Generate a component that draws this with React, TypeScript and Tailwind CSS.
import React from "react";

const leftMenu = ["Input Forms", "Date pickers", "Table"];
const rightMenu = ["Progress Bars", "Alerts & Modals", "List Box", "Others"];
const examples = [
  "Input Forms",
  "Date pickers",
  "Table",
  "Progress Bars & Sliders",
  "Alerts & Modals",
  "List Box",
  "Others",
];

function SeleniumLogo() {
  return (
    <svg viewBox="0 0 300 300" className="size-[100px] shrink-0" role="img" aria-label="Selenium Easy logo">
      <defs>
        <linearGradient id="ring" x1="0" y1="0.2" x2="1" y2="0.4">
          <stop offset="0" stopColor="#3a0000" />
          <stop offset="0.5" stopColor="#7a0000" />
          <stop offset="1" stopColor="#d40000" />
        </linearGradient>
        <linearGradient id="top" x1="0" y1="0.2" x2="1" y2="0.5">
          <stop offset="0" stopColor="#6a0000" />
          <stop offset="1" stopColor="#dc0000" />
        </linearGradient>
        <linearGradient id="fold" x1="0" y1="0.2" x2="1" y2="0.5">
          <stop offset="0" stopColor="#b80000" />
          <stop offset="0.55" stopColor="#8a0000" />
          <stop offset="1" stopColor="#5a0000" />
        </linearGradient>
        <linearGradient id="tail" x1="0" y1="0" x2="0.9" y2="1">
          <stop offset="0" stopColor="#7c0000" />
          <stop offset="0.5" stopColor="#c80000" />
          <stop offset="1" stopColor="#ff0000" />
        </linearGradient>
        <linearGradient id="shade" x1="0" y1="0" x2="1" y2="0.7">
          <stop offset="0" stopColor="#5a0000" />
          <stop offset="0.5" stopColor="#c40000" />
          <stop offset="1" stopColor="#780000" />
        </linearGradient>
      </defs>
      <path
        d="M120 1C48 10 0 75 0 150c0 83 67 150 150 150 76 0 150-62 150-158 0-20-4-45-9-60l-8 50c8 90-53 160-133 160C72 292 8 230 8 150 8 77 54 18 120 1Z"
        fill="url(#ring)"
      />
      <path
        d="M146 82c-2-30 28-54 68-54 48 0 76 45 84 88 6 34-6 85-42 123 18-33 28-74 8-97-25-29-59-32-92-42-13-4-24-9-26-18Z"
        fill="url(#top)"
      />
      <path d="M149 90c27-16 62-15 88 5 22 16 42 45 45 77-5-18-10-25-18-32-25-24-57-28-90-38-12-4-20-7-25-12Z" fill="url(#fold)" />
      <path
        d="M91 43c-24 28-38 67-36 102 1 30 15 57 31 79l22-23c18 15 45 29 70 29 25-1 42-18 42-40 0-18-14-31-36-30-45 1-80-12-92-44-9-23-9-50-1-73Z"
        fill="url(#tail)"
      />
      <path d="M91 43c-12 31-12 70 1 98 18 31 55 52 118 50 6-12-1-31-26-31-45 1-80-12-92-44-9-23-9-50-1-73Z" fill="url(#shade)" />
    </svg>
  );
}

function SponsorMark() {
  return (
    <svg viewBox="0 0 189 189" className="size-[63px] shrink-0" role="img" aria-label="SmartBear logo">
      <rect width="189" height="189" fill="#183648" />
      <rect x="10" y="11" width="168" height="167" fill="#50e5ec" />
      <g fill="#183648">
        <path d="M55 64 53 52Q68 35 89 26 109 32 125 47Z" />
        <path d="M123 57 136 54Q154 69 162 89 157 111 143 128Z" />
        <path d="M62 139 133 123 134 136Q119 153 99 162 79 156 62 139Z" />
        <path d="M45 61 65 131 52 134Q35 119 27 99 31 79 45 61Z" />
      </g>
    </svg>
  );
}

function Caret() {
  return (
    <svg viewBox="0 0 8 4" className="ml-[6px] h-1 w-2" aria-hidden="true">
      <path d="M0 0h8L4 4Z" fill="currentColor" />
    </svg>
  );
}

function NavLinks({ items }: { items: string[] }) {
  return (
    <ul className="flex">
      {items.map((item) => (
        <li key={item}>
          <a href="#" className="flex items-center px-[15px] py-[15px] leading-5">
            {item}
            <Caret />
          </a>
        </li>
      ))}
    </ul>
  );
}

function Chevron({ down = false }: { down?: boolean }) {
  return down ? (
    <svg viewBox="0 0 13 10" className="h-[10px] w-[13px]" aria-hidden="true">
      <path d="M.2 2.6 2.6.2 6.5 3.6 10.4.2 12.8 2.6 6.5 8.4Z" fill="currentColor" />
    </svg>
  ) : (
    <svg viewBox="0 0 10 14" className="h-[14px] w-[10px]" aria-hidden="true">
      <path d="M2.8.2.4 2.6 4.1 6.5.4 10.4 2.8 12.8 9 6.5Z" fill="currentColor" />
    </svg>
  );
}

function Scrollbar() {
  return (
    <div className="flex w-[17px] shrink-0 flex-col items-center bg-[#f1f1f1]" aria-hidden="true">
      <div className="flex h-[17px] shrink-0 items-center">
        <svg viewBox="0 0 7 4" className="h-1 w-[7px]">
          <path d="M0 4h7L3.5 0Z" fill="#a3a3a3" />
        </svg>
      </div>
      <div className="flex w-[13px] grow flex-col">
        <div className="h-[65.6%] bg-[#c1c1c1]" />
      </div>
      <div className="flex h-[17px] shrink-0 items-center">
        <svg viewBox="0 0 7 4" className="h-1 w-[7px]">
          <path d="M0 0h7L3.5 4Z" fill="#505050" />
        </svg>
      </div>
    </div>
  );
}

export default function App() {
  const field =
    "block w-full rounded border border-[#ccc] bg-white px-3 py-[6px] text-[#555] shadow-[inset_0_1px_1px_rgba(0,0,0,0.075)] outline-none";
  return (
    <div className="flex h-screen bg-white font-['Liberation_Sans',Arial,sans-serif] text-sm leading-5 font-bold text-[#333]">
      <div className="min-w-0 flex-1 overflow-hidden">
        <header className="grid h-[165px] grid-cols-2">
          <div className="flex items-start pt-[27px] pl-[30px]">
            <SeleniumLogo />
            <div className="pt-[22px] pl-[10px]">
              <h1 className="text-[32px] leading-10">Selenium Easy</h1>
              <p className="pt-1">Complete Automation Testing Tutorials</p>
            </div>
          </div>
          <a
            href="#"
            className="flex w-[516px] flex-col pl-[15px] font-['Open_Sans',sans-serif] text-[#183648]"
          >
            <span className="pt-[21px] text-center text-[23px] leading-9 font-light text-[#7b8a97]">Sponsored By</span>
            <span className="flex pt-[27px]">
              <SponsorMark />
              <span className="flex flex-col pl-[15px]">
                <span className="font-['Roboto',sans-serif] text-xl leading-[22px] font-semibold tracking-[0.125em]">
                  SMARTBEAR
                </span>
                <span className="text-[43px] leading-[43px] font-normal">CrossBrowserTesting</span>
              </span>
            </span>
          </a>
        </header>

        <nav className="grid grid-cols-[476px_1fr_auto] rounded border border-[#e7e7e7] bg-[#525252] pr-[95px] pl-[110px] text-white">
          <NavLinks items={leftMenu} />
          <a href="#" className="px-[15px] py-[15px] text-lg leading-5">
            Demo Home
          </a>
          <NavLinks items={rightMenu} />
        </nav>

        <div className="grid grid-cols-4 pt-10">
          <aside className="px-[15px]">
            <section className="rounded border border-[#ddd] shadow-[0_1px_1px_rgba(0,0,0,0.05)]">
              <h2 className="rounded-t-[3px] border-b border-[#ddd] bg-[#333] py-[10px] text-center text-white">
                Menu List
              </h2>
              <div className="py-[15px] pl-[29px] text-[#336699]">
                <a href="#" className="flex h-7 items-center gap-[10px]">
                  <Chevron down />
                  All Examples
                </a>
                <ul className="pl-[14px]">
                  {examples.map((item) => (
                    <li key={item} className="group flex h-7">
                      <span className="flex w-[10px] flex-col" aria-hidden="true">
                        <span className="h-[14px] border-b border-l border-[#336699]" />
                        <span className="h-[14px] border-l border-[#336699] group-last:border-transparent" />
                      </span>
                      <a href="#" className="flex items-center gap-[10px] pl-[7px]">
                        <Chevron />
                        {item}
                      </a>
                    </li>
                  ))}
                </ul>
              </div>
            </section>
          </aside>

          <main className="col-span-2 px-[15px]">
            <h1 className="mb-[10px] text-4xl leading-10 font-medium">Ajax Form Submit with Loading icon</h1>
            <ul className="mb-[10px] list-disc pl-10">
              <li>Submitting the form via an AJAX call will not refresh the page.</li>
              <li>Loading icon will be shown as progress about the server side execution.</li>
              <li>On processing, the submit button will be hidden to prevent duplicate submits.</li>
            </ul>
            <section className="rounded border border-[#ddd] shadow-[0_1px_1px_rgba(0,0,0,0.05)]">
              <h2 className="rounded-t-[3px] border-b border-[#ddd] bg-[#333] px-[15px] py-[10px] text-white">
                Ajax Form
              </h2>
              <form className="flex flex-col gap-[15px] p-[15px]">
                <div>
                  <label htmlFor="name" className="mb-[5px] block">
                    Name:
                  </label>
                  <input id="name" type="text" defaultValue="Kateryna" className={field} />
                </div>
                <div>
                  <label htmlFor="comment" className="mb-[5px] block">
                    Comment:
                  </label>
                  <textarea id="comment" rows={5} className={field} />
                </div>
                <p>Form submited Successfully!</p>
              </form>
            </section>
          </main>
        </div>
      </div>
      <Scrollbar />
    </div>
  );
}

---

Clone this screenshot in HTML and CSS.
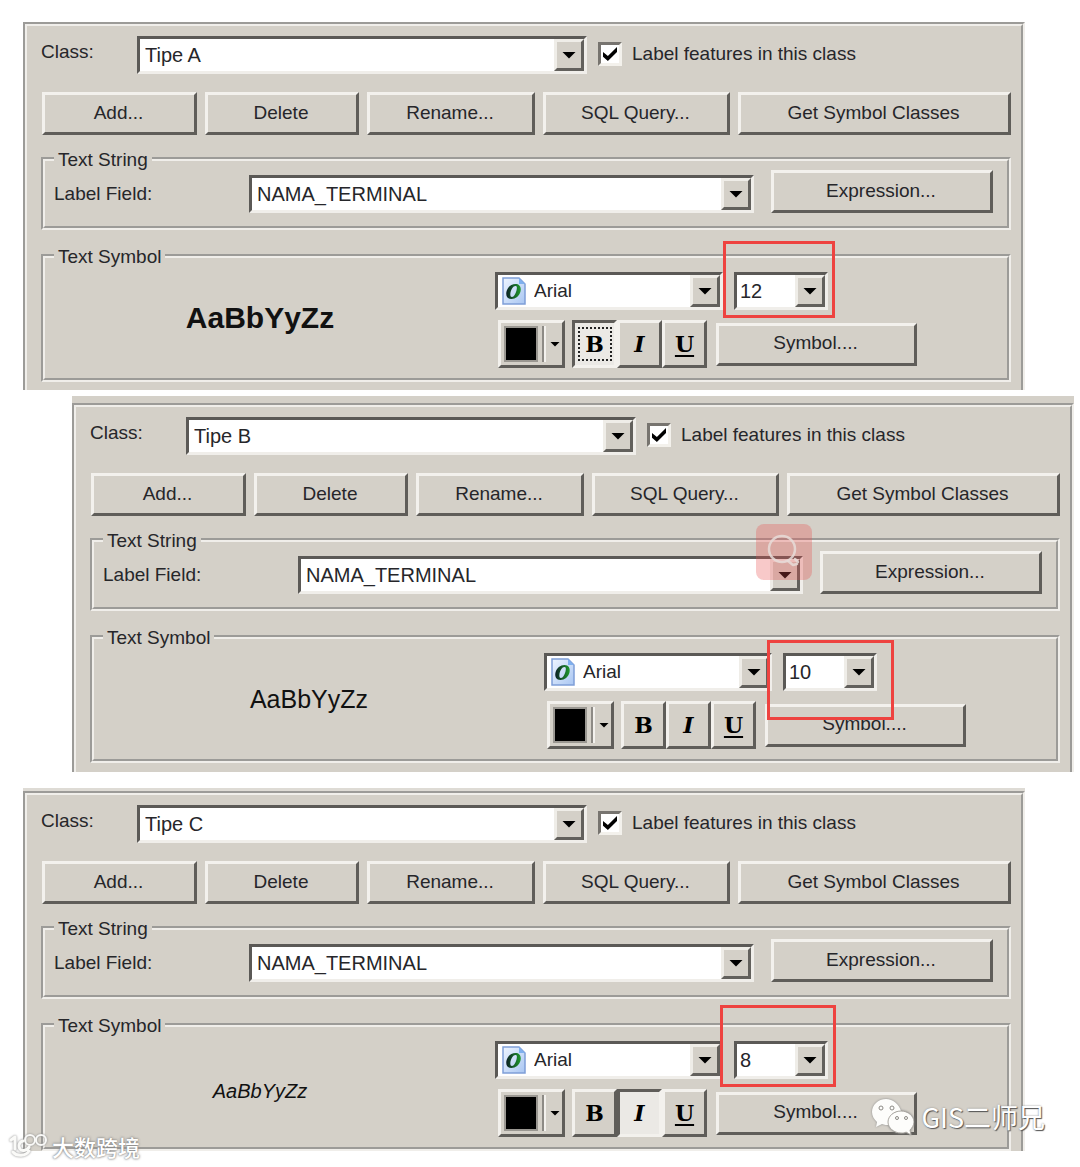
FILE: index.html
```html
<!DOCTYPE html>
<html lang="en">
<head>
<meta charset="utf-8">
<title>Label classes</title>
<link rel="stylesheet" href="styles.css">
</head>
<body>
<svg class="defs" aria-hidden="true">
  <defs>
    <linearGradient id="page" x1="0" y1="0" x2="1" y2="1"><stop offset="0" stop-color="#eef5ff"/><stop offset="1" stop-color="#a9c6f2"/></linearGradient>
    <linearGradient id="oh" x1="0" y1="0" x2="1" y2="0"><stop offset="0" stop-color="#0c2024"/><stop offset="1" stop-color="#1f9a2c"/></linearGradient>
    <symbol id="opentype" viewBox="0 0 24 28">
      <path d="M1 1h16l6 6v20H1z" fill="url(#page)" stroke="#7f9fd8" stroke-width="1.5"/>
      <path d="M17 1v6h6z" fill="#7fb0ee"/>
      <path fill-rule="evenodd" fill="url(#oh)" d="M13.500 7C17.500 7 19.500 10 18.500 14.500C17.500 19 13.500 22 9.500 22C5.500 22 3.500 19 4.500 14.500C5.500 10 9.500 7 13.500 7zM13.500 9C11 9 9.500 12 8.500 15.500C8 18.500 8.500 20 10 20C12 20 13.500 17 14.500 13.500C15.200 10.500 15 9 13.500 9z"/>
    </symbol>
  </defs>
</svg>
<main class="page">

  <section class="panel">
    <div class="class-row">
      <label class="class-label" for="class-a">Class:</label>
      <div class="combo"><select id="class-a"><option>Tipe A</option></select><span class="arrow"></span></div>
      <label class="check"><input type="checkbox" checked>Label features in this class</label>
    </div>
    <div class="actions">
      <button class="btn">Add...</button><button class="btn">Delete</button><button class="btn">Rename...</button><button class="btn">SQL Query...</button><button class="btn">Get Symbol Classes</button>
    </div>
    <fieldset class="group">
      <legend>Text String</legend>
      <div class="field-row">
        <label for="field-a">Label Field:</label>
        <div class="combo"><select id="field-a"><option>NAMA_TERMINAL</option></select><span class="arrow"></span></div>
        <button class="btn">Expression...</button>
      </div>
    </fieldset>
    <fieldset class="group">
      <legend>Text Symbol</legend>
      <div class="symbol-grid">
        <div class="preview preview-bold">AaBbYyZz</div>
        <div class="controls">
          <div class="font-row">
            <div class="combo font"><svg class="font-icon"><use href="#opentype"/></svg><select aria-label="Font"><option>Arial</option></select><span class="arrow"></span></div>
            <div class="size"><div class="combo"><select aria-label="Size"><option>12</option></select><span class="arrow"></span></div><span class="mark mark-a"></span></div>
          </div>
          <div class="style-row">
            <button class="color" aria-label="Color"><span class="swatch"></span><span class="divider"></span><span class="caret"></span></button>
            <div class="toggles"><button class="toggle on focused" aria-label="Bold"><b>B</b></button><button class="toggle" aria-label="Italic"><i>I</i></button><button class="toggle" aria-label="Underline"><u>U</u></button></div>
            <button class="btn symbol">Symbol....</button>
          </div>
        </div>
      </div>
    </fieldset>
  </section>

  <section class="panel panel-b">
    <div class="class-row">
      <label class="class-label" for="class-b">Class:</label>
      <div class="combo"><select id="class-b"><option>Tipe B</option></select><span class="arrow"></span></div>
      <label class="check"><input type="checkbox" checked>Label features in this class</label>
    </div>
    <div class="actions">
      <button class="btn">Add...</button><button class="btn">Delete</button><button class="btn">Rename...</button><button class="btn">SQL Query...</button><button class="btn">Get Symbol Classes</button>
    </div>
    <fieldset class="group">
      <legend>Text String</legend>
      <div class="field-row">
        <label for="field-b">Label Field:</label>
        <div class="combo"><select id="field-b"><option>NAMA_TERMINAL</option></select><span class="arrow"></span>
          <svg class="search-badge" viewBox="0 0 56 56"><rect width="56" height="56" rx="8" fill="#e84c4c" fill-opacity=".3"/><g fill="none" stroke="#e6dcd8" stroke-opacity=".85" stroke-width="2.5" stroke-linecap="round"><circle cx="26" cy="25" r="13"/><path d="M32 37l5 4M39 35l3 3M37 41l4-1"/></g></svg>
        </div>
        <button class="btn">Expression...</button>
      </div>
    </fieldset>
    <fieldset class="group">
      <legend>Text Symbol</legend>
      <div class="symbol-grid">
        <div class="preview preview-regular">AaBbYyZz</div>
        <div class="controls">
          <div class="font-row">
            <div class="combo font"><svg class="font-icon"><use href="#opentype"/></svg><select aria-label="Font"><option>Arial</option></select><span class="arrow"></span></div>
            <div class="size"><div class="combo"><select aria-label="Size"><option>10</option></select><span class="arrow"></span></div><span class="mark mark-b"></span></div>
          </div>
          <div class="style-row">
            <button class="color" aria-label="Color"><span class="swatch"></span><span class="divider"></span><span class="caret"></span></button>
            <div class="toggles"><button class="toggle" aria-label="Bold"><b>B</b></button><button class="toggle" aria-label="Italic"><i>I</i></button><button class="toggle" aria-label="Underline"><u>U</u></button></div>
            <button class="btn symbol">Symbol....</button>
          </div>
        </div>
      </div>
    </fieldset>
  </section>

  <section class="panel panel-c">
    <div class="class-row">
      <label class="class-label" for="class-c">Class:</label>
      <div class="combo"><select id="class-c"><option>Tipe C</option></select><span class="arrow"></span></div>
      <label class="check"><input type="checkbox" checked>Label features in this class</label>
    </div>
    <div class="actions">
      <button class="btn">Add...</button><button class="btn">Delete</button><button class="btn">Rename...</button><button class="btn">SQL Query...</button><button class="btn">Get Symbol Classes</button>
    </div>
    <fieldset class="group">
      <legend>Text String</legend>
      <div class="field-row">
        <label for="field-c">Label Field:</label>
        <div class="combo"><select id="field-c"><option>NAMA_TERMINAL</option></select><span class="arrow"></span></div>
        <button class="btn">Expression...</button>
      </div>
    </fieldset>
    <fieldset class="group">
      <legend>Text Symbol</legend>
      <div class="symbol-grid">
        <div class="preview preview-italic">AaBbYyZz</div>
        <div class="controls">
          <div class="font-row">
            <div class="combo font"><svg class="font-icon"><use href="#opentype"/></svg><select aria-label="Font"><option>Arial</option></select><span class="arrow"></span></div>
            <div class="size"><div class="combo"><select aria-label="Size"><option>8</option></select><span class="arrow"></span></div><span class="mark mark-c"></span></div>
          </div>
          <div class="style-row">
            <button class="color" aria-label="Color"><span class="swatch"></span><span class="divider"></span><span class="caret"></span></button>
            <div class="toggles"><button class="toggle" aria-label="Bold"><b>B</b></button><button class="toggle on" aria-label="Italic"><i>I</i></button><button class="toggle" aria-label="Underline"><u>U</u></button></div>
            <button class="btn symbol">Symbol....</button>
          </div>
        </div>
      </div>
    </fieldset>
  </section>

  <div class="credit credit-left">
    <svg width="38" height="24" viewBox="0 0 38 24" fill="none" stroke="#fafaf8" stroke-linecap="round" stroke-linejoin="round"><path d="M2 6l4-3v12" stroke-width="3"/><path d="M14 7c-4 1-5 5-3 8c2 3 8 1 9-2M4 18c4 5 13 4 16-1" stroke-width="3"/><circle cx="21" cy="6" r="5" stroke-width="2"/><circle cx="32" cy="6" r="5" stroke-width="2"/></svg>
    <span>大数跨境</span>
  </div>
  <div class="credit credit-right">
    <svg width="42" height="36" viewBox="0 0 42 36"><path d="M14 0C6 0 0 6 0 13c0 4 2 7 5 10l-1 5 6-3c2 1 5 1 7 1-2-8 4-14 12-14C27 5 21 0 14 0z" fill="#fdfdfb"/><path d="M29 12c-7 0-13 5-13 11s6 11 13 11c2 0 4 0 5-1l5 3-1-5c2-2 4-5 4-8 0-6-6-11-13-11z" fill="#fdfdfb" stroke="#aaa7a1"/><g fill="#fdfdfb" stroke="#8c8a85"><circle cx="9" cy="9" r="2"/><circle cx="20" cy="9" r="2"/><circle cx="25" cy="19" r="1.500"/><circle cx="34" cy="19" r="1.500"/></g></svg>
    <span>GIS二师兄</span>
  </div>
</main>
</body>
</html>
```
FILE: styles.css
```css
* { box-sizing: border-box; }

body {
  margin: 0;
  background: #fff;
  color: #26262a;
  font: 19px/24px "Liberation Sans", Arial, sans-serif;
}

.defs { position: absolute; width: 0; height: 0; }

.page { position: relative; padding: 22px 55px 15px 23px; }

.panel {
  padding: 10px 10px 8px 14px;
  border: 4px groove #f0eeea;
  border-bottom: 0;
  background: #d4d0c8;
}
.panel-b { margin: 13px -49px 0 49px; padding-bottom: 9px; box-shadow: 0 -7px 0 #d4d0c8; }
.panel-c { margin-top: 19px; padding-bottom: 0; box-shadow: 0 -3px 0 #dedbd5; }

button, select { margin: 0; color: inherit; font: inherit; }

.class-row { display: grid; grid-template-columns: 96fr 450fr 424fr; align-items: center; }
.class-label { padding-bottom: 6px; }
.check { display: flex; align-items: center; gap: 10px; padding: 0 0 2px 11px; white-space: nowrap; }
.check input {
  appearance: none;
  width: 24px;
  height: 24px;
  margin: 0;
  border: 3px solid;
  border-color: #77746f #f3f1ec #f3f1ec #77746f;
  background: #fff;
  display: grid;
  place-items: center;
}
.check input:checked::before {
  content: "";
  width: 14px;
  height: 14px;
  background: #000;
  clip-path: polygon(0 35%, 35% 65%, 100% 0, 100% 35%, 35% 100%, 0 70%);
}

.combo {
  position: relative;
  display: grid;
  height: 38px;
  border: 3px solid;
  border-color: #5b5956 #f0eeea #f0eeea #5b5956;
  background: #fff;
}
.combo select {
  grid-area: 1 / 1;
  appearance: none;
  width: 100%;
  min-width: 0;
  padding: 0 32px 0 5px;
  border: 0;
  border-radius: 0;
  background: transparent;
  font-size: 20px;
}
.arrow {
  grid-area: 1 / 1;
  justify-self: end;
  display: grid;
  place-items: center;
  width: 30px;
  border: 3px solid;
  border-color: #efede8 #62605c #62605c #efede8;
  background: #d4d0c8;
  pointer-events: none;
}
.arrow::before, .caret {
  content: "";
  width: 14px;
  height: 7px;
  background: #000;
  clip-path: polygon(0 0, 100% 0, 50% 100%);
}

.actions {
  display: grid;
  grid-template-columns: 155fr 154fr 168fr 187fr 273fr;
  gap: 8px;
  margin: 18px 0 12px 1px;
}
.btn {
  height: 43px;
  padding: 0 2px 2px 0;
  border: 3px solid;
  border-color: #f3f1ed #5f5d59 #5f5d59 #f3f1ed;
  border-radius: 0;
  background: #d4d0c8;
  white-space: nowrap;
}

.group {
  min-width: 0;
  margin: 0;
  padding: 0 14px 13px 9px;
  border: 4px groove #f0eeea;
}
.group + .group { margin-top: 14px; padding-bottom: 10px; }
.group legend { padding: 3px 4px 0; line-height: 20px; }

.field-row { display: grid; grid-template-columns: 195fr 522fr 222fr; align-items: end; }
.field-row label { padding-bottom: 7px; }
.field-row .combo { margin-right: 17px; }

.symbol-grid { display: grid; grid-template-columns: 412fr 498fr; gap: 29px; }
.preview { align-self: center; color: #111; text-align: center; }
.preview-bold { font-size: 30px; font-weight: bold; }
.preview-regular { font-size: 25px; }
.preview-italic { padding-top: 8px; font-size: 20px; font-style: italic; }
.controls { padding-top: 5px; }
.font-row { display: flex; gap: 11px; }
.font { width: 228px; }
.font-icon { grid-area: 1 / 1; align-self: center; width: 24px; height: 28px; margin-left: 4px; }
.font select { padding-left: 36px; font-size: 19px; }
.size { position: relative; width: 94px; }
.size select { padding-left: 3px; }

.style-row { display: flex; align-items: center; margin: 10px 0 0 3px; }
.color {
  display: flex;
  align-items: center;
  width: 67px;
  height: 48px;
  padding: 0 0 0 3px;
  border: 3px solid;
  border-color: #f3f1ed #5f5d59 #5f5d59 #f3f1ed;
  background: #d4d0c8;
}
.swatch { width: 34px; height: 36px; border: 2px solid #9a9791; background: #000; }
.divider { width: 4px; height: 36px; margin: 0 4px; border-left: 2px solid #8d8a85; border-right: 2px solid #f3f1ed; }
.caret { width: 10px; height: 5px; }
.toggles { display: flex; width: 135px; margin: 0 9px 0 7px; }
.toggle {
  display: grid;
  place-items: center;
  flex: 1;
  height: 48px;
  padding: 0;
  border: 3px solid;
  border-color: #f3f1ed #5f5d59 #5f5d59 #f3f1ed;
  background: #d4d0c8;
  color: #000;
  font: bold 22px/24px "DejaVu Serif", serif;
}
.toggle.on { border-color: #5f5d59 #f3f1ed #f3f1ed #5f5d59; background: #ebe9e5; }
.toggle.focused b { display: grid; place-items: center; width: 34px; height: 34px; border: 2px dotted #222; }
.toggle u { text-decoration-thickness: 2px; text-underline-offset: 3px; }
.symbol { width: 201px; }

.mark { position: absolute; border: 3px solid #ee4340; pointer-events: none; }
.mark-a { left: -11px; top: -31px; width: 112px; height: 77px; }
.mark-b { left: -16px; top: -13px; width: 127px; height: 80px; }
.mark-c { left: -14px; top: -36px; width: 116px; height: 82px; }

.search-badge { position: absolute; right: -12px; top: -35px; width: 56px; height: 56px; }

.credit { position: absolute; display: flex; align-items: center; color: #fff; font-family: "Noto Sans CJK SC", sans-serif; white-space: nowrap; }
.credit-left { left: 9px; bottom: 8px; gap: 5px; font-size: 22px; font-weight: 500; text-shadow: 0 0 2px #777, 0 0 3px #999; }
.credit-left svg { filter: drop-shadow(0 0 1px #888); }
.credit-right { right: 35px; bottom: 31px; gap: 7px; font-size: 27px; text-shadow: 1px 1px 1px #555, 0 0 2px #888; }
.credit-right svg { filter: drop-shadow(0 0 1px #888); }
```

EXERCISE TASK:
Copy every line from the entries that contains the word "with".

SOLUTION FOR THIS PROBLEM:
Generate a component that draws this with React, TypeScript and Tailwind CSS.
            <h1 className="mb-[10px] text-4xl leading-10 font-medium">Ajax Form Submit with Loading icon</h1>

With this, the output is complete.